### PROVIDED MATERIAL
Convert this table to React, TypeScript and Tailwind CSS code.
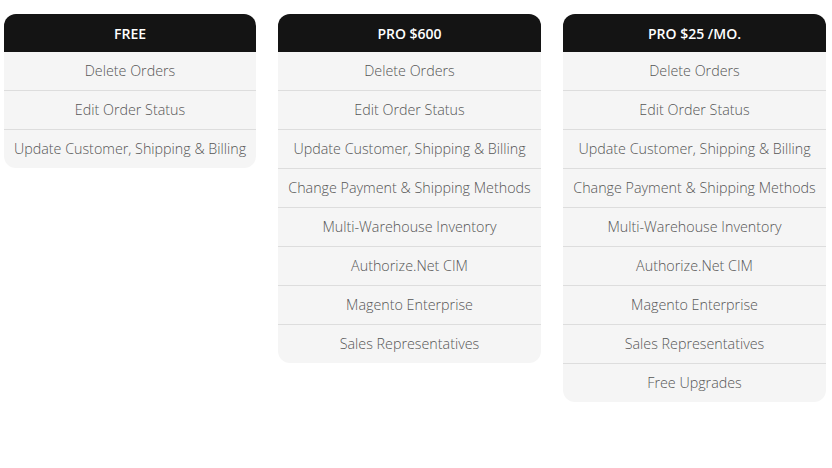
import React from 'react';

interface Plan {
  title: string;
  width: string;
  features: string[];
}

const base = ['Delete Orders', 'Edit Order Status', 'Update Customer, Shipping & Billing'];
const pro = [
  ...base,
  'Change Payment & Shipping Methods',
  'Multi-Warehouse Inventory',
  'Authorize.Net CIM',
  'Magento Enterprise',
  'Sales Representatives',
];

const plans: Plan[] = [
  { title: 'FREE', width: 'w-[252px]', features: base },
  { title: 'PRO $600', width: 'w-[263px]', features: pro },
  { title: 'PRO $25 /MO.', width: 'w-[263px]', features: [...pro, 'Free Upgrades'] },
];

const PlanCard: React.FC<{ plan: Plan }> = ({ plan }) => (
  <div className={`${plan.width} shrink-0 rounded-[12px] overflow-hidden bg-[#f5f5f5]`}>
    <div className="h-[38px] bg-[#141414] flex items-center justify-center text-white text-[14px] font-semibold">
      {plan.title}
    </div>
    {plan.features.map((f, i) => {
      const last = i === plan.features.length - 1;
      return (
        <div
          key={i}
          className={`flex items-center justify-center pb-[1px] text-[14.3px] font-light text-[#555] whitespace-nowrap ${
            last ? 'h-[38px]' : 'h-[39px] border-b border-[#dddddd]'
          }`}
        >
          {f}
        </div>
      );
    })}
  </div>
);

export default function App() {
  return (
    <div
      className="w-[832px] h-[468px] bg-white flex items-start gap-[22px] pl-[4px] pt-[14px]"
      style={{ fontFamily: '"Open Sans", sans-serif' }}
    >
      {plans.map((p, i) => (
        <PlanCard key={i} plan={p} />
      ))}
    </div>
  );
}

### WHAT IS NEEDED
What is needed is an exact reproduction of the data, pictures excluded.

### TASK RESPONSE
Convert this table to React, TypeScript and Tailwind CSS code.
import React from 'react';

interface Plan {
  title: string;
  width: string;
  features: string[];
}

const base = ['Delete Orders', 'Edit Order Status', 'Update Customer, Shipping & Billing'];
const pro = [
  ...base,
  'Change Payment & Shipping Methods',
  'Multi-Warehouse Inventory',
  'Authorize.Net CIM',
  'Magento Enterprise',
  'Sales Representatives',
];

const plans: Plan[] = [
  { title: 'FREE', width: 'w-[252px]', features: base },
  { title: 'PRO $600', width: 'w-[263px]', features: pro },
  { title: 'PRO $25 /MO.', width: 'w-[263px]', features: [...pro, 'Free Upgrades'] },
];

const PlanCard: React.FC<{ plan: Plan }> = ({ plan }) => (
  <div className={`${plan.width} shrink-0 rounded-[12px] overflow-hidden bg-[#f5f5f5]`}>
    <div className="h-[38px] bg-[#141414] flex items-center justify-center text-white text-[14px] font-semibold">
      {plan.title}
    </div>
    {plan.features.map((f, i) => {
      const last = i === plan.features.length - 1;
      return (
        <div
          key={i}
          className={`flex items-center justify-center pb-[1px] text-[14.3px] font-light text-[#555] whitespace-nowrap ${
            last ? 'h-[38px]' : 'h-[39px] border-b border-[#dddddd]'
          }`}
        >
          {f}
        </div>
      );
    })}
  </div>
);

export default function App() {
  return (
    <div
      className="w-[832px] h-[468px] bg-white flex items-start gap-[22px] pl-[4px] pt-[14px]"
      style={{ fontFamily: '"Open Sans", sans-serif' }}
    >
      {plans.map((p, i) => (
        <PlanCard key={i} plan={p} />
      ))}
    </div>
  );
}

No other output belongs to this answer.